Trump’s executive order rolls back guidance created during the Obama and Biden administrations that aims to reduce school suspensions, particularly as they affect students of color. Do you think what the current education secretary is promoting takes us back to an earlier era?
A lot of discipline reform efforts were in response to what started in the 1980s, with the War on Drugs and theories like “broken windows,” where you enforce every little thing. All this got infused into school districts, but this effort to embrace harsher and harsher discipline was never based on research.
It did resonate with people who thought you’ve got to kick out the bad kids so the good kids can learn — as if there were really good and bad kids. One of the best studies done on this tracked every student in Texas and found about 60% of all kids that they tracked from sixth grade to 12th grade had at least one disciplinary incident. So in other words, the majority of us are the bad kids.
What’s the difference between then and now?
A big difference is that the research backs up the reality that for the most part, most suspensions can be avoided, and replaced with more effective interventions. We were only able to do good research because there was data that contributed to the ability to speak truth to misconception.
Most schools recognize that when you suspend fewer kids, your test scores go up, your graduation rates go up and crime goes down. There’s a certain embrace of not knowing that is really dangerous, that is actually a telltale sign of authoritarian society, not a democratic one.
“We see a lot of additional attacks where anything that is about fairness and about being sensitive and caring or empathetic is in the crosshairs.”
How will Trump’s executive order play out in schools?
I think there will be a temporary lull as people try to figure out what it means. We are still waiting on clarification from Linda McMahon. The good news is that Trump cannot change the laws, only Congress can do that. And he cannot redefine what equity, or behavior modification means — but he’ll keep trying.

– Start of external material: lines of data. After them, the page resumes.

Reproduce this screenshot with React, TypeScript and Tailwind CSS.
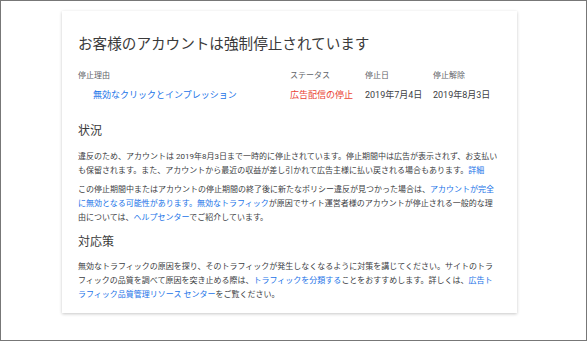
const font = { fontFamily: 'Roboto, "Noto Sans CJK JP", sans-serif' };

function Link({ children }: { children: React.ReactNode }) {
  return <a className="text-[#1a73e8]">{children}</a>;
}

export default function App() {
  return (
    <div style={font} className="h-[341px] w-[587px] border border-[#777] bg-white">
      <div className="ml-[61px] mt-[10px] h-[302px] w-[455px] bg-white pl-4 pr-2 pt-[23px] shadow-[0_1px_3px_rgba(0,0,0,0.22)]">
        <h1 className="text-[14.6px] leading-[20px] text-[#3a3a3a]">
          お客様のアカウントは強制停止されています
        </h1>

        {/* table */}
        <div className="mt-4 grid grid-cols-[212px_75px_68px_1fr] text-[8px] leading-[12px] text-[#5f6368]">
          <div>停止理由</div>
          <div>ステータス</div>
          <div>停止日</div>
          <div>停止解除</div>
        </div>
        <div className="mt-[6px] grid grid-cols-[212px_75px_68px_1fr] text-[9px] leading-[14px] text-[#3c4043]">
          <div className="pl-[15px] text-[#1a73e8]">無効なクリックとインプレッション</div>
          <div className="text-[#ea4335]">広告配信の停止</div>
          <div>2019年7月4日</div>
          <div>2019年8月3日</div>
        </div>

        <h2 className="mt-5 text-[12px] leading-[18px] text-[#3a3a3a]">状況</h2>
        <div className="mt-[10px] text-[8px] leading-[14px] text-[#3c4043]">
          <p>
            違反のため、アカウントは 2019年8月3日まで一時的に停止されています。停止期間中は広告が表示されず、お支払い
            <br />
            も保留されます。また、アカウントから最近の収益が差し引かれて広告主様に払い戻される場合もあります。<Link>詳細</Link>
          </p>
          <p className="mt-[5px]">
            この停止期間中またはアカウントの停止期間の終了後に新たなポリシー違反が見つかった場合は、<Link>アカウントが完全<br />に無効となる可能性があります。</Link>
            <Link>無効なトラフィック</Link>が原因でサイト運営者様のアカウントが停止される一般的な理
            <br />
            由については、<Link>ヘルプセンター</Link>でご紹介しています。
          </p>
        </div>

        <h2 className="mt-2 text-[12px] leading-[18px] text-[#3a3a3a]">対応策</h2>
        <div className="mt-[9px] text-[8px] leading-[14px] text-[#3c4043]">
          <p>
            無効なトラフィックの原因を探り、そのトラフィックが発生しなくなるように対策を講じてください。サイトのトラ
            <br />
            フィックの品質を調べて原因を突き止める際は、<Link>トラフィックを分類する</Link>ことをおすすめします。詳しくは、<Link>広告ト<br />ラフィック品質管理リソース センター</Link>をご覧ください。
          </p>
        </div>
      </div>
    </div>
  );
}
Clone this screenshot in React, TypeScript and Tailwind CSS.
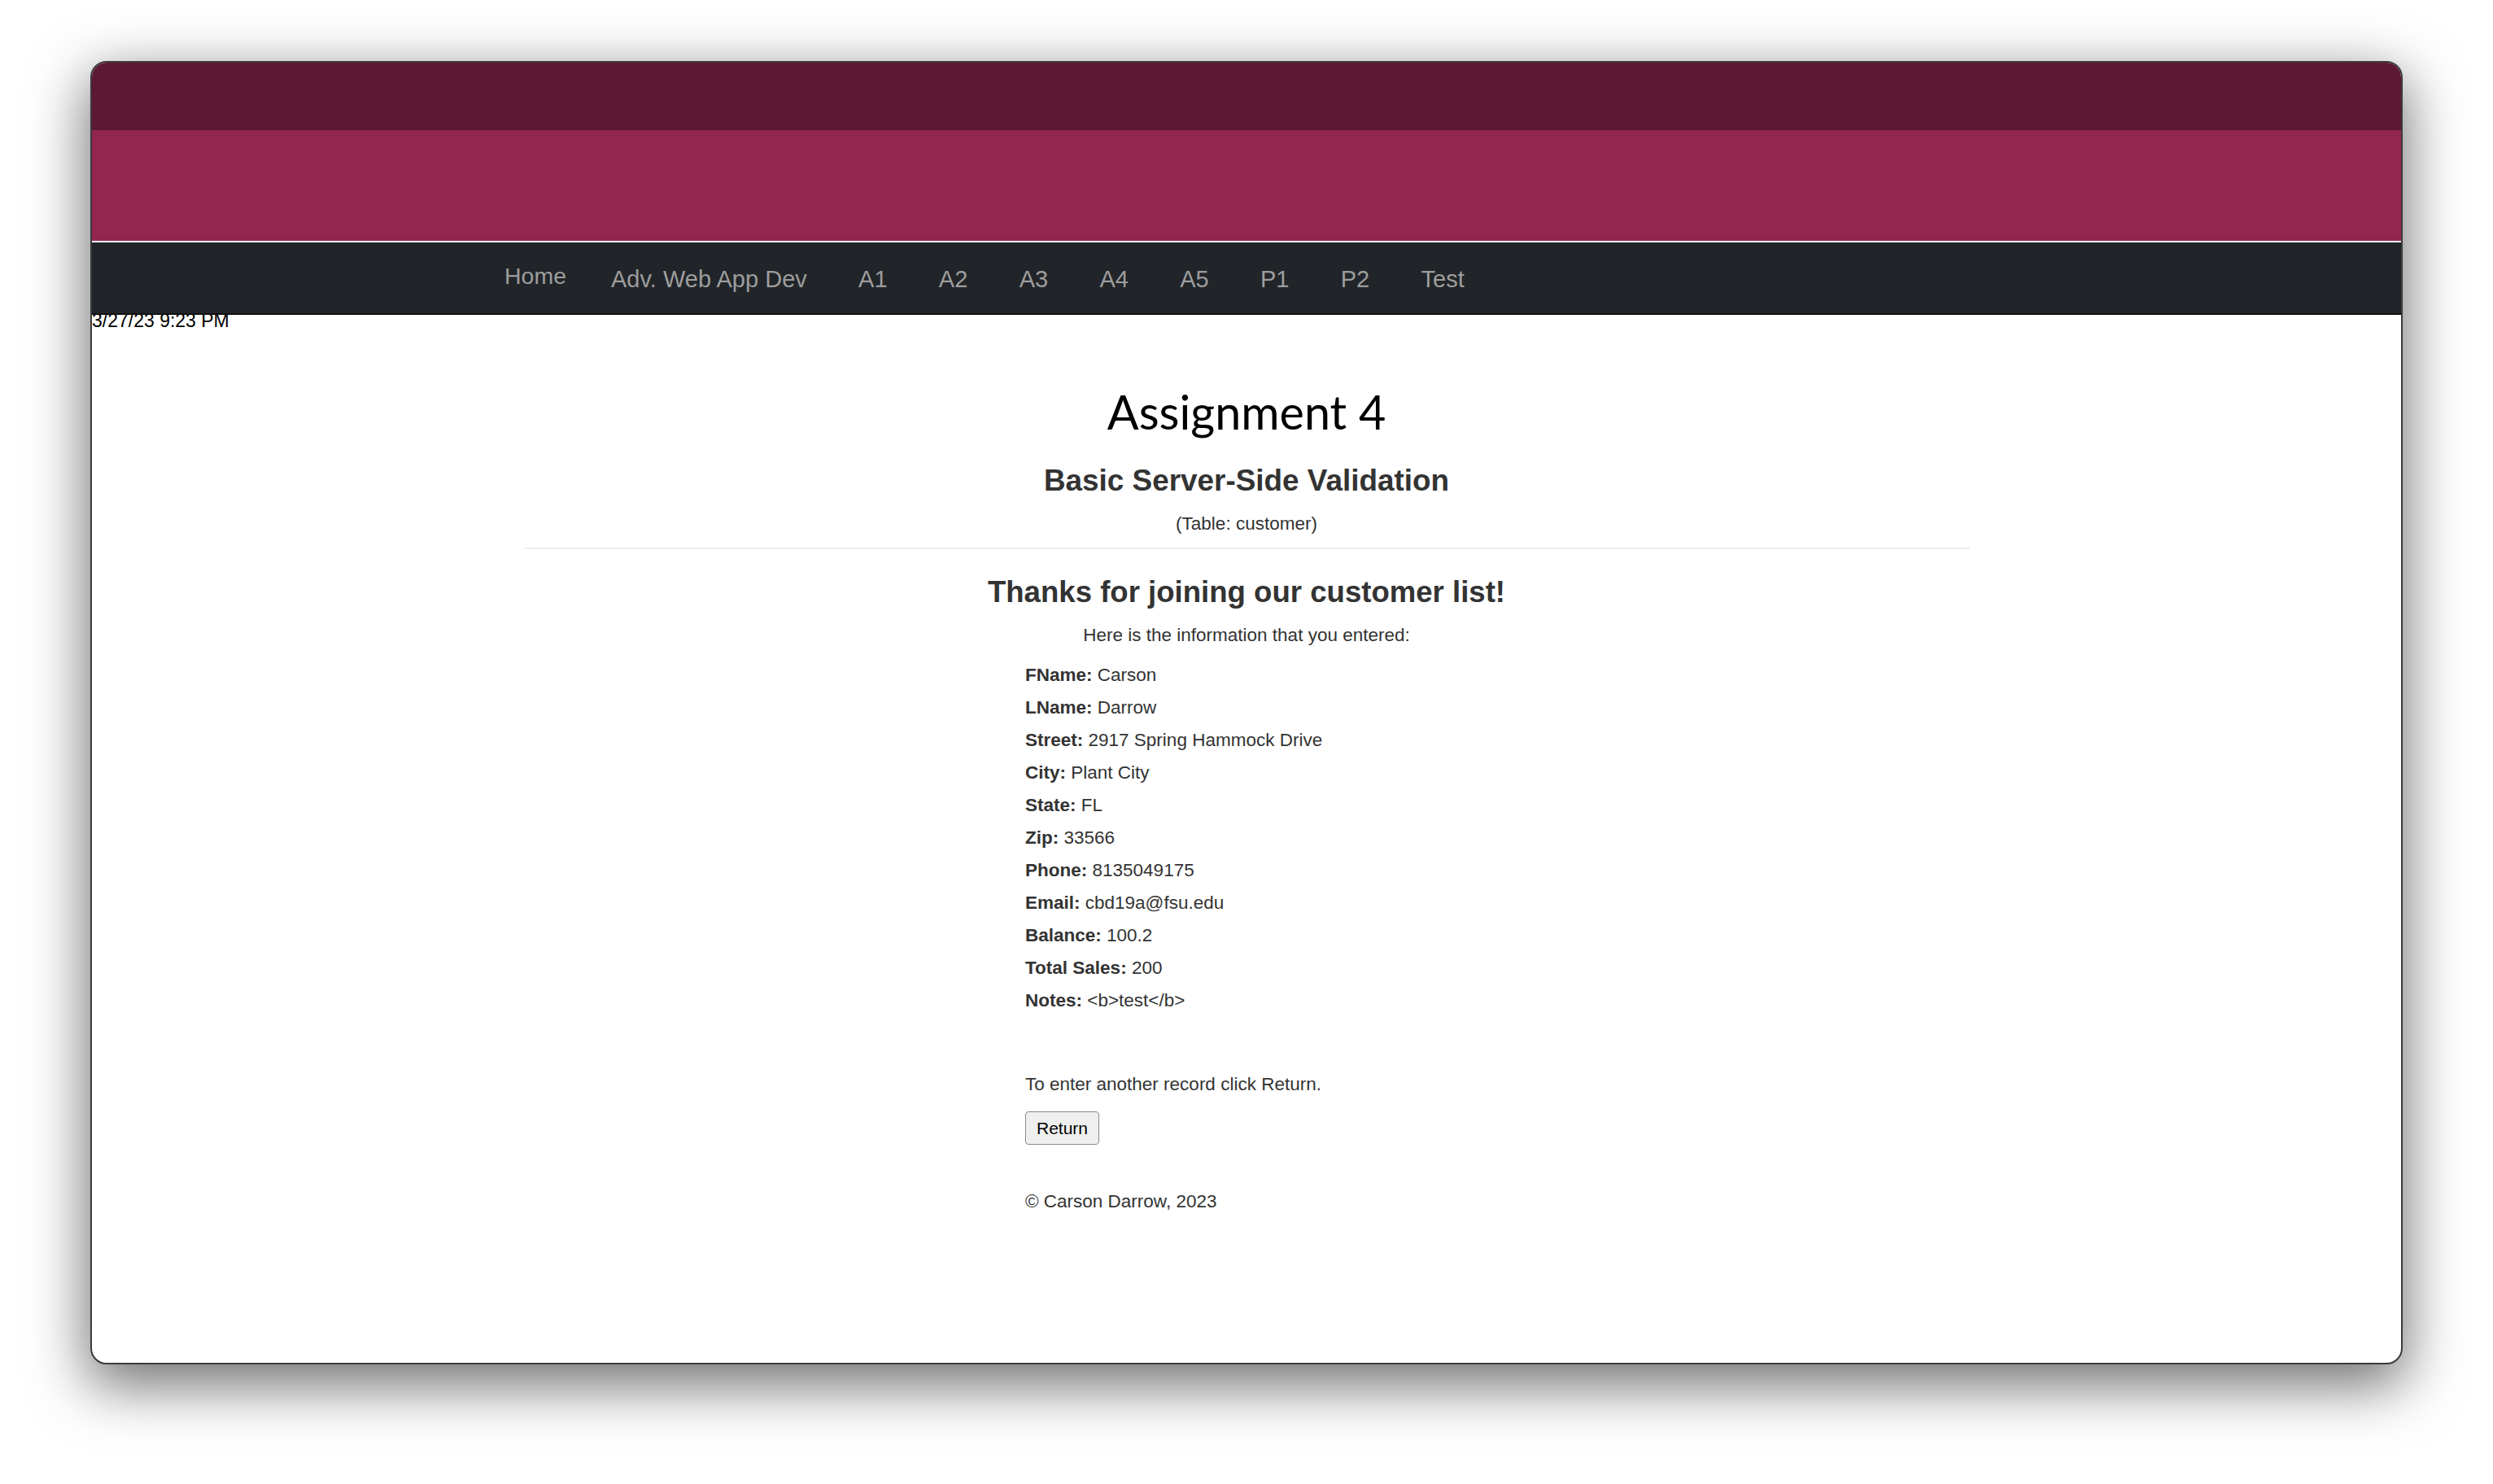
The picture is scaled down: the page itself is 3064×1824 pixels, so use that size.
const links = ["Adv. Web App Dev", "A1", "A2", "A3", "A4", "A5", "P1", "P2", "Test"];

const fields: [string, string][] = [
  ["FName", "Carson"],
  ["LName", "Darrow"],
  ["Street", "2917 Spring Hammock Drive"],
  ["City", "Plant City"],
  ["State", "FL"],
  ["Zip", "33566"],
  ["Phone", "8135049175"],
  ["Email", "cbd19a@fsu.edu"],
  ["Balance", "100.2"],
  ["Total Sales", "200"],
  ["Notes", "<b>test</b>"],
];

export default function App() {
  return (
    <div className="min-h-screen w-full bg-white pt-[75px] font-['Liberation_Sans',Arial,sans-serif]">
      <div className="mx-auto h-[1602px] w-[2842px] overflow-hidden rounded-[20px] border-2 border-[#3b3b3b] bg-white shadow-[0_22px_70px_4px_rgba(0,0,0,0.56)]">
        {/* banner */}
        <div className="h-[83px] bg-[#5d1833]" />
        <div className="h-[138px] border-b-2 border-white bg-[#92264e]" />

        <nav className="relative z-10 flex h-[89px] items-center border-b-2 border-[#111] bg-[#212529] pl-[507px] pt-[3px] text-[29px] leading-none text-[#9d9d9d]">
          <a href="#" className="mr-[55px] pb-[8px] text-[28.5px]">
            Home
          </a>
          <ul className="flex gap-[63.3px]">
            {links.map((l) => (
              <li key={l}>
                <a href="#">{l}</a>
              </li>
            ))}
          </ul>
        </nav>

        <div className="-mt-[4px] text-[23px] leading-[22px] text-black">3/27/23 9:23 PM</div>

        <main className="mx-auto w-[1777px] text-[#333]">
          <h1 className="mt-[66px] text-center font-['Lato',sans-serif] text-[57.5px] leading-[70px] text-black">
            Assignment 4
          </h1>
          <h2 className="mt-[28px] text-center text-[36.9px] font-bold leading-[44px]">
            Basic Server-Side Validation
          </h2>
          <p className="mt-[16px] text-center text-[22.5px] leading-[30px]">(Table: customer)</p>
          <div className="mt-[14px] h-[2px] bg-[#eee]" />

          <h3 className="mt-[31px] text-center text-[36.6px] font-bold leading-[44px]">
            Thanks for joining our customer list!
          </h3>
          <p className="mt-[16px] text-center text-[22.5px] leading-[30px]">
            Here is the information that you entered:
          </p>

          <div className="mx-auto mt-[14px] w-[544px] text-[22.5px]">
            {fields.map(([k, v]) => (
              <div key={k} className="leading-[40px]">
                <b>{k}:</b> {v}
              </div>
            ))}

            <p className="mt-[68px] leading-[30px]">To enter another record click Return.</p>
            <div className="mt-[18px]">
              <button className="h-[41px] rounded-[4px] border border-[#8a8a8a] bg-[#efefef] px-[13px] text-[21px] text-black">
                Return
              </button>
            </div>
            <p className="mt-[55px] leading-[30px]">© Carson Darrow, 2023</p>
          </div>
        </main>
      </div>
    </div>
  );
}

The executive order is flawed and confusing and on shaky ground for a myriad of reasons. Much of what Trump is trying to accomplish through them is illegal for one or more reasons. Other efforts aimed at bullying states and districts to change state and local policy may violate the Constitution.
Some of his other executive orders and some new Office of Civil Rights directives have already been stopped by litigation, at least temporarily. However, there are also examples of states and districts trying to follow the executive orders even if they aren’t required to do so at this point in time. In those states, there’ll be fewer opportunities to bring in any kind of protection from the federal government.
What surprised you the most in the most recent executive order?
One of the things I think should get more attention is these very strange attacks on things like “behavior modification.” This is a core principle of psychology. Why are they defining “school discipline policies or practices” as behavior modification, or attacking social-emotional learning, which is part of the state plans in more than 30 states?
It is just so bizarre that they would go after teaching kids coping skills and how to reduce their anger responses, self-regulate and those sorts of things. We see a lot of additional attacks where anything that is about fairness and about being sensitive and caring or empathetic is in the crosshairs. We’re really living in an absurd moment in time.
Why do you remain hopeful that this Trump directive on school discipline won’t ultimately be successful?
What gives me some faith and hope is that it’s obvious that there’s no “there” there. Everyone knows, even the Republicans who won’t say anything, everyone knows the emperor has no clothes.
There might be some districts that get afraid and decide to fire their school psychologist or something. But for the most part, these are not going to be enforceable. They can say behavior modification is discriminatory, but they’re not going to be able to carry that out in any kind of legal way. They’re not going to be able to withhold money from a district for having social-emotional learning.
These are good sort of practices for all kids when they’re done well. I do think people who are educators are going to recognize what it is, which is nonsense.
What have we lost in terms of federal oversight on racial discrimination in schools?
All the agencies that collect and report education data had huge budget cuts, but they also closed seven out of 12 offices for the Office for Civil Rights in the Department of Education. They’re not just attacking information, but they’re trying to change and turn civil rights and the concept of what is fair on its head.
There are cases that were about to have a resolution where the district had admitted, at least without saying they violated the law, that they might have contributed to a racially hostile environment. Now there’s nothing happening because the Office of Civil Rights stopped protecting children from racial discrimination. That’s illegal and a story that needs to be told.